- _SET EXERCISE_: Wherever the string "index" appears, copy the whole line.

- _INPUT MATERIAL_:
-- START --

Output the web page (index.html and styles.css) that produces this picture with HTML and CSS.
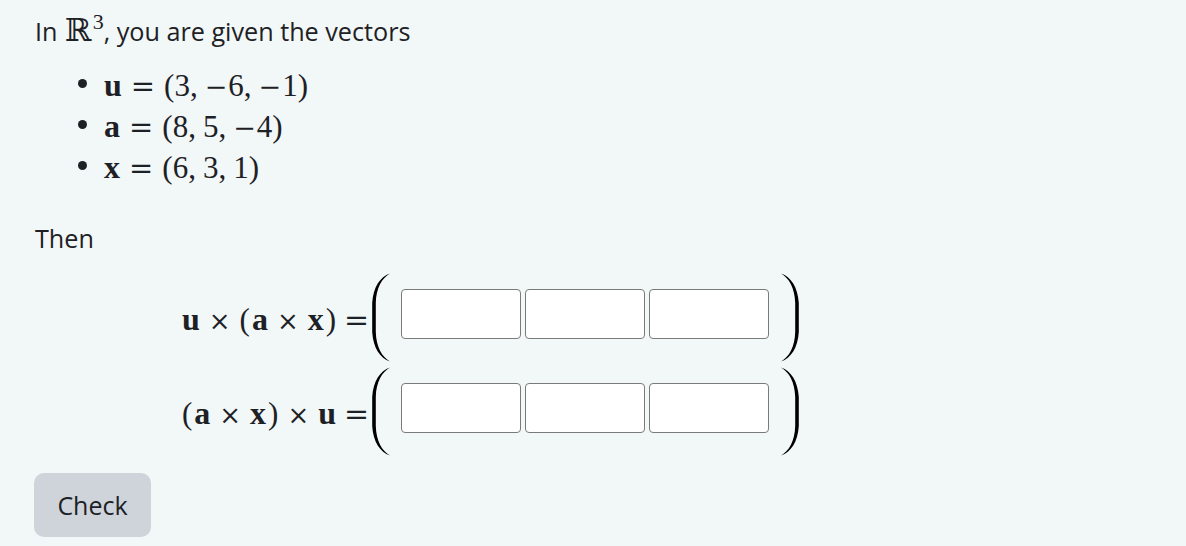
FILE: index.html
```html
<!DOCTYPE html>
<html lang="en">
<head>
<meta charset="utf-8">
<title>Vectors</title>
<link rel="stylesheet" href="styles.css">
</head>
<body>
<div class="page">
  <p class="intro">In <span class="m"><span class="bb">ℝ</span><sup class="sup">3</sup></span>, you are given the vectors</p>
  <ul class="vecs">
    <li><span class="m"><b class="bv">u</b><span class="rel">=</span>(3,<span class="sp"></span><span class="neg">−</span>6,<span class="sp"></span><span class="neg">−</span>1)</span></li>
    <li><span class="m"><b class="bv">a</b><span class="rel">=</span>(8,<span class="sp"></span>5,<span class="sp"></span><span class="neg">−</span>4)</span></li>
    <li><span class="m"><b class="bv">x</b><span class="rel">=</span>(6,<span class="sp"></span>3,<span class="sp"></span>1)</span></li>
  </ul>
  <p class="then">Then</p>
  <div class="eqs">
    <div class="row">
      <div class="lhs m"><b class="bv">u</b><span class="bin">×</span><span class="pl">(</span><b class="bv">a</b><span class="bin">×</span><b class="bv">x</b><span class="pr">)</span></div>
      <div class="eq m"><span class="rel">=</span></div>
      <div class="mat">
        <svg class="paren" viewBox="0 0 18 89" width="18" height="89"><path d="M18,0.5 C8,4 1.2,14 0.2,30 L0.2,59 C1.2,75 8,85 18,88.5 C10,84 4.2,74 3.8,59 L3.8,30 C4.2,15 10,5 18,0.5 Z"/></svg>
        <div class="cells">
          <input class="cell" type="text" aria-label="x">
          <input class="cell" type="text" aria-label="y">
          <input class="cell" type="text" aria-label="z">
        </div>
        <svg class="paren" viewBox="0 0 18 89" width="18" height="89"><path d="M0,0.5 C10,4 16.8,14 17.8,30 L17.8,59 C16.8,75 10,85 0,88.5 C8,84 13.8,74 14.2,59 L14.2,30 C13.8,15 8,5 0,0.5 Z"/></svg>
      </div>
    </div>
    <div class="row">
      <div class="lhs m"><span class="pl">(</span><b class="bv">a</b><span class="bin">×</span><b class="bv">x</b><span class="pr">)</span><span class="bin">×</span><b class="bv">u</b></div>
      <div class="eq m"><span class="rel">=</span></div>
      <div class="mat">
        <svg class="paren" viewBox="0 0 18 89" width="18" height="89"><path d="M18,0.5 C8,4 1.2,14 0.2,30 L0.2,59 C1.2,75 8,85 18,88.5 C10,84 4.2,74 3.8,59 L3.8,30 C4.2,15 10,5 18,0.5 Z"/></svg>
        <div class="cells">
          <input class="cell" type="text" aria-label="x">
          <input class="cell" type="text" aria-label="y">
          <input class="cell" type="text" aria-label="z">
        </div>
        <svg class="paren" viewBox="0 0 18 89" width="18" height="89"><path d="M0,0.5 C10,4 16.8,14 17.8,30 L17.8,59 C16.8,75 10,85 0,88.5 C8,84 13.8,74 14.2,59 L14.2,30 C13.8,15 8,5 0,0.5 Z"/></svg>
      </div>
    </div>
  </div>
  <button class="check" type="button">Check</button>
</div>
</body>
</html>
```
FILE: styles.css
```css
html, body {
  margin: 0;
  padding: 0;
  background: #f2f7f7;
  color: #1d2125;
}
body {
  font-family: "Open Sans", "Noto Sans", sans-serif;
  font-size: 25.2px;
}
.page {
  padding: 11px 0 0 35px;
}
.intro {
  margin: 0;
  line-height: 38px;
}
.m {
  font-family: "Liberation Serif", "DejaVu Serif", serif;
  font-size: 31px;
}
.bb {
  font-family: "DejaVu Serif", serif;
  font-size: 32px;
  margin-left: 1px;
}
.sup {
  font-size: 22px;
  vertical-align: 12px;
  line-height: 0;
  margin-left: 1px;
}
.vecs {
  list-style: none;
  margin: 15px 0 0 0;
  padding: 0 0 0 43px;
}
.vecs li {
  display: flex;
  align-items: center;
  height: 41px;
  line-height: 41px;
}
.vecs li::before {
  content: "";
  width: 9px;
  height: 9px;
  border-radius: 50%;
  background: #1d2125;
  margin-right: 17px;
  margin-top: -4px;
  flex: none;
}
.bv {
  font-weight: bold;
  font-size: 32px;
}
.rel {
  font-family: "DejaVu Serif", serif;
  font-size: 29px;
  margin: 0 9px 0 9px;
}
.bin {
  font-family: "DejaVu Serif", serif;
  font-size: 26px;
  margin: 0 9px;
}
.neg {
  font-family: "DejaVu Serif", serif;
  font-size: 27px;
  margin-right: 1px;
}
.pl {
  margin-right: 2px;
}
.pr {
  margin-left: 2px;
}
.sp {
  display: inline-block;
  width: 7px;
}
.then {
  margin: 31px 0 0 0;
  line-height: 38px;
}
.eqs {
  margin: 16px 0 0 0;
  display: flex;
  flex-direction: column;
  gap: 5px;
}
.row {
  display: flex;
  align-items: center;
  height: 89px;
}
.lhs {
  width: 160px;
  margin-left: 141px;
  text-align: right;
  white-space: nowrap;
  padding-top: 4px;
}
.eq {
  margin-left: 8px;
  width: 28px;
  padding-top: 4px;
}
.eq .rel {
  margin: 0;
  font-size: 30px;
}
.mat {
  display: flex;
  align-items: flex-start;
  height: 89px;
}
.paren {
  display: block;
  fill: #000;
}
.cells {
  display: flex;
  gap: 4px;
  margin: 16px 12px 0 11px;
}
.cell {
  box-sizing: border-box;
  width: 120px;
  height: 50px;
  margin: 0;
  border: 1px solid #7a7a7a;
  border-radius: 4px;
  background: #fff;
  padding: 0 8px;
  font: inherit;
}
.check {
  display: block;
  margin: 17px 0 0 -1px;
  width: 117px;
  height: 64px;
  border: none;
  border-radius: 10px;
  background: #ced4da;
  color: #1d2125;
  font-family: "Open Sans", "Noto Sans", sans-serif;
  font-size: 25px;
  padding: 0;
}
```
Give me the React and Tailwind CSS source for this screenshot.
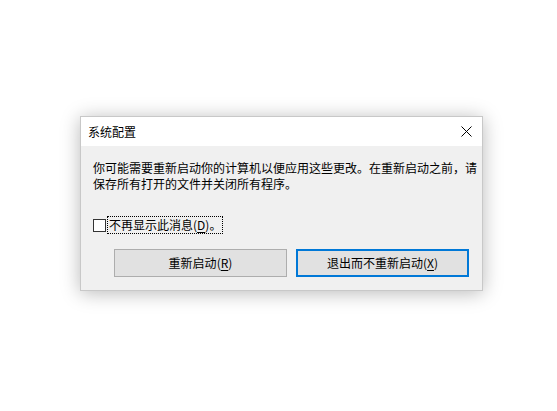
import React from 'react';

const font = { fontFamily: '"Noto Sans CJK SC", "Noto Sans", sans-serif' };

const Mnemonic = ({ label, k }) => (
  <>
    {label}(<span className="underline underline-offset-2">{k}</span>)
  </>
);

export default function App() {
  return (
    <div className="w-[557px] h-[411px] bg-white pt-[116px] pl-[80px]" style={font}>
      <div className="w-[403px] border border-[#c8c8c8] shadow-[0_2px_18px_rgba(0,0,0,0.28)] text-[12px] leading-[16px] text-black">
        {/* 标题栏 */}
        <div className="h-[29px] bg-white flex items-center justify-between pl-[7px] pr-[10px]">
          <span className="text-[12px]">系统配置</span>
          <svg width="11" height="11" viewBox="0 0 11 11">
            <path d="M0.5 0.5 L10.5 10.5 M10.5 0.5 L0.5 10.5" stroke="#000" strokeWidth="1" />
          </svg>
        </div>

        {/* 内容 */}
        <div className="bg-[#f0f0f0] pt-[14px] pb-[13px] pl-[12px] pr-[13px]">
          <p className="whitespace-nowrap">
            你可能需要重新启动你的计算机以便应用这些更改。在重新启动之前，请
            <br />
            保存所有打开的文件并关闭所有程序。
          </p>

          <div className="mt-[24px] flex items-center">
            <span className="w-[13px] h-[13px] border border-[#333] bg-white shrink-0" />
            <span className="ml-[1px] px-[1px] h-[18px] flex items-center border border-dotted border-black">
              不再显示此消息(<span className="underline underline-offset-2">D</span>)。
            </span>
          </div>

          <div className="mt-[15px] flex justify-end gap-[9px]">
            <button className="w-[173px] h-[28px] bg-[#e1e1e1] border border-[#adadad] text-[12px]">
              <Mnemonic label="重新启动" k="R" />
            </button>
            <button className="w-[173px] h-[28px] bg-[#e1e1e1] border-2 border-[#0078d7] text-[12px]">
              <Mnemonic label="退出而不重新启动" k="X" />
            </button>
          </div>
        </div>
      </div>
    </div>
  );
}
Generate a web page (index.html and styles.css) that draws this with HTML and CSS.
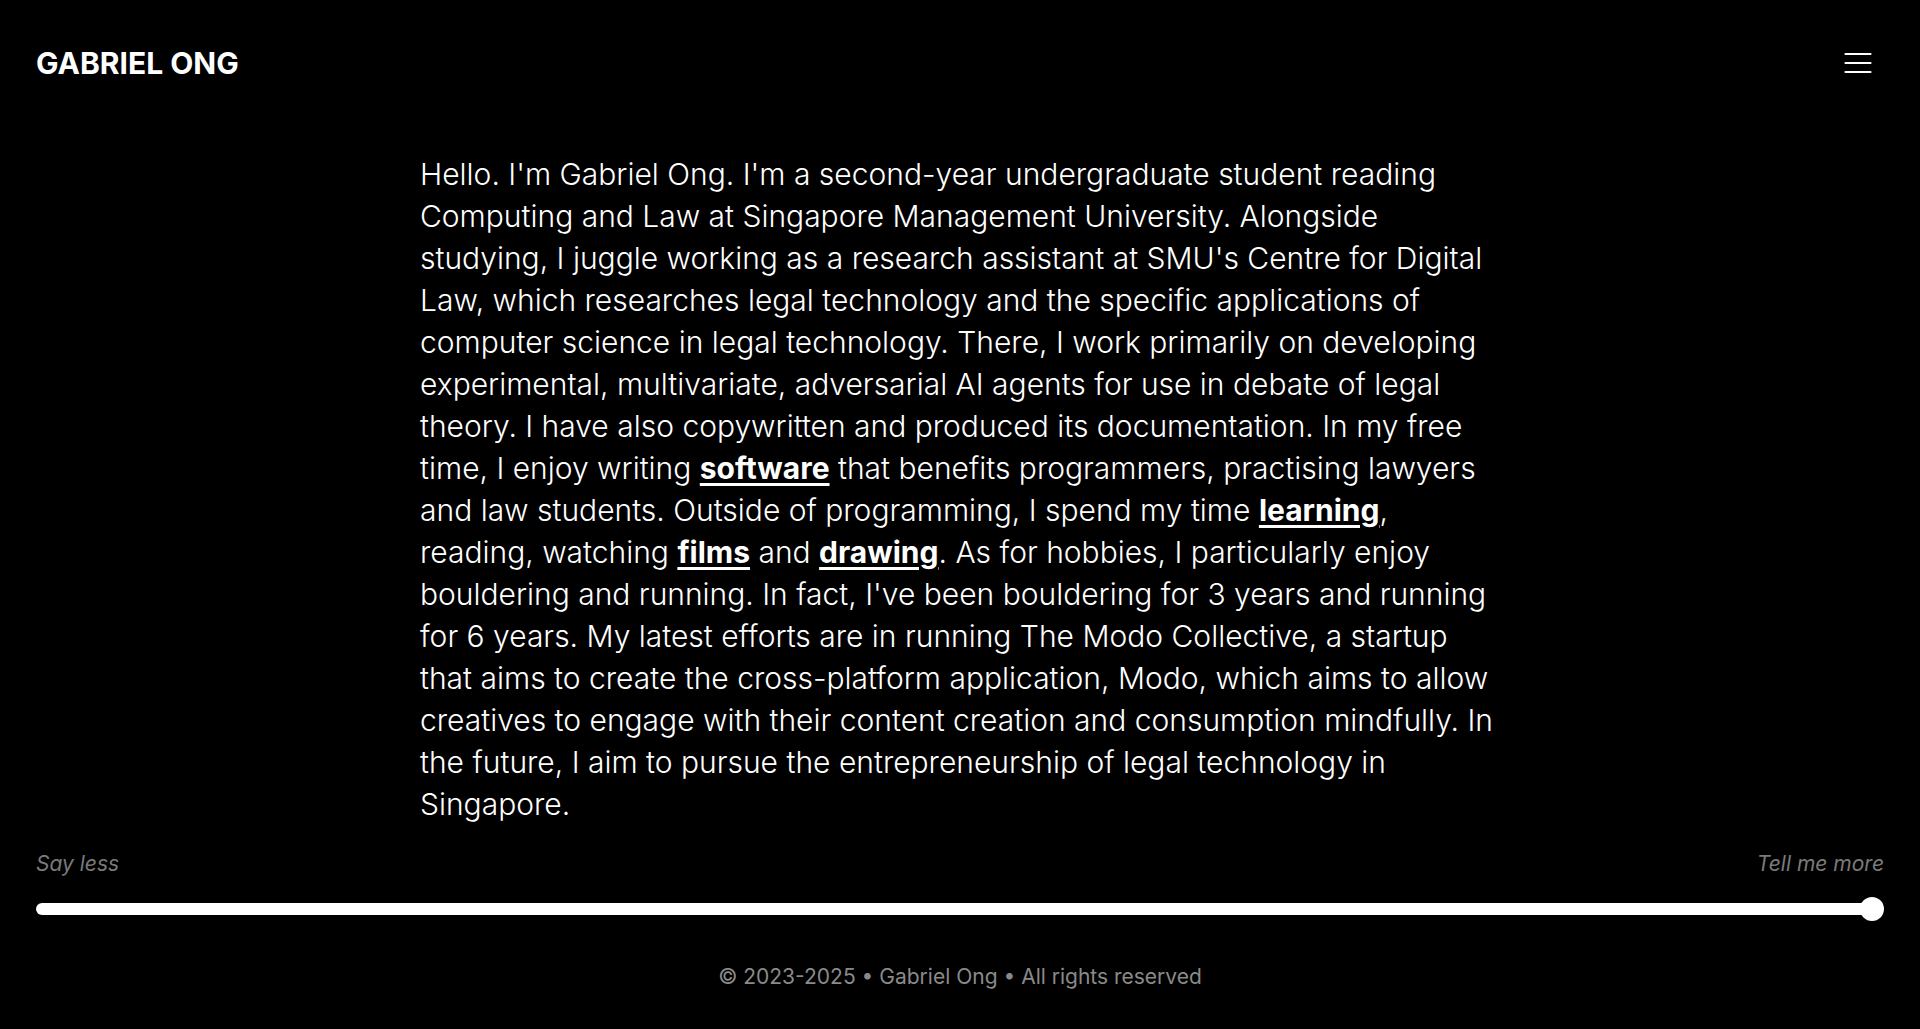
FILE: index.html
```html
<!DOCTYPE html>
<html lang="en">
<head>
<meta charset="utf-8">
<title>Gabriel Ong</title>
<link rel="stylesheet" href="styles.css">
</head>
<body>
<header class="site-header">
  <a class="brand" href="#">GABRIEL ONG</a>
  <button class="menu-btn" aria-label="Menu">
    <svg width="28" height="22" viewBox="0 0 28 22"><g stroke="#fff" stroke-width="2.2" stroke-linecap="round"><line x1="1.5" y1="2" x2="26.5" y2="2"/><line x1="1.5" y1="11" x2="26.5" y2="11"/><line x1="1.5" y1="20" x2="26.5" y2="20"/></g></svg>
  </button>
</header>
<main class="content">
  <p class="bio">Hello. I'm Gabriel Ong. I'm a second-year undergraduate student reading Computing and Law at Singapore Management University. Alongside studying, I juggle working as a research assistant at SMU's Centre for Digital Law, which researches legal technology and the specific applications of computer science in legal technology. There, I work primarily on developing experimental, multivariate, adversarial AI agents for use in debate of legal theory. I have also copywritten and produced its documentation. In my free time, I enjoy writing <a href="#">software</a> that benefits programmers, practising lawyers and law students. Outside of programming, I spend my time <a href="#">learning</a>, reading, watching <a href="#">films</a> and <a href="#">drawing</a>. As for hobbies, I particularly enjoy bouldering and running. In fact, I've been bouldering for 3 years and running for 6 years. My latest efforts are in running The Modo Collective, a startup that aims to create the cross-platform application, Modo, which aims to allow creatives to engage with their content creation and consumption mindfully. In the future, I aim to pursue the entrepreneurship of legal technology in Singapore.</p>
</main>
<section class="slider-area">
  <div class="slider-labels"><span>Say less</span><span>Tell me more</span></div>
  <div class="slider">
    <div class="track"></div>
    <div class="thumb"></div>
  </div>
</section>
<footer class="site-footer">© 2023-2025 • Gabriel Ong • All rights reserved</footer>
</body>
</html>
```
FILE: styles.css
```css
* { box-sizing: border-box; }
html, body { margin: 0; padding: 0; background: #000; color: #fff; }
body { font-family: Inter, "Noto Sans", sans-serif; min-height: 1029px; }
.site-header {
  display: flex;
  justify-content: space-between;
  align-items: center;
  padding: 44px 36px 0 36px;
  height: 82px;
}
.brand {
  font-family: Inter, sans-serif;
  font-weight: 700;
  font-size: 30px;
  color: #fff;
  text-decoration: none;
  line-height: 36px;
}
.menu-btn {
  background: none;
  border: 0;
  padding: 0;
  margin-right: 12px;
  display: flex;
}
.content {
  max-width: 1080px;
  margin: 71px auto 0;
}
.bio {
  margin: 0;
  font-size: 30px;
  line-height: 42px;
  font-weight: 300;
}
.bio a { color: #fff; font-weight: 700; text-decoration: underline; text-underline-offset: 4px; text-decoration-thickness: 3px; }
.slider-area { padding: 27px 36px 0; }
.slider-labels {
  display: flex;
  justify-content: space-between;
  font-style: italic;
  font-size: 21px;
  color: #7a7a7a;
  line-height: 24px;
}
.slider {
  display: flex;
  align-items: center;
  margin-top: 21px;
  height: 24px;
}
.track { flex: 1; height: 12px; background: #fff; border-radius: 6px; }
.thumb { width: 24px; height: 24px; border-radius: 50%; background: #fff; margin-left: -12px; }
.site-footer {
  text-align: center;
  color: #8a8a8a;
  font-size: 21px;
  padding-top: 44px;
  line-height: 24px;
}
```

-- END --

- _SOLVED EXERCISE_:
Output the web page (index.html and styles.css) that produces this picture with HTML and CSS.
FILE: index.html
Generate a web page (index.html and styles.css) that draws this with HTML and CSS.
FILE: index.html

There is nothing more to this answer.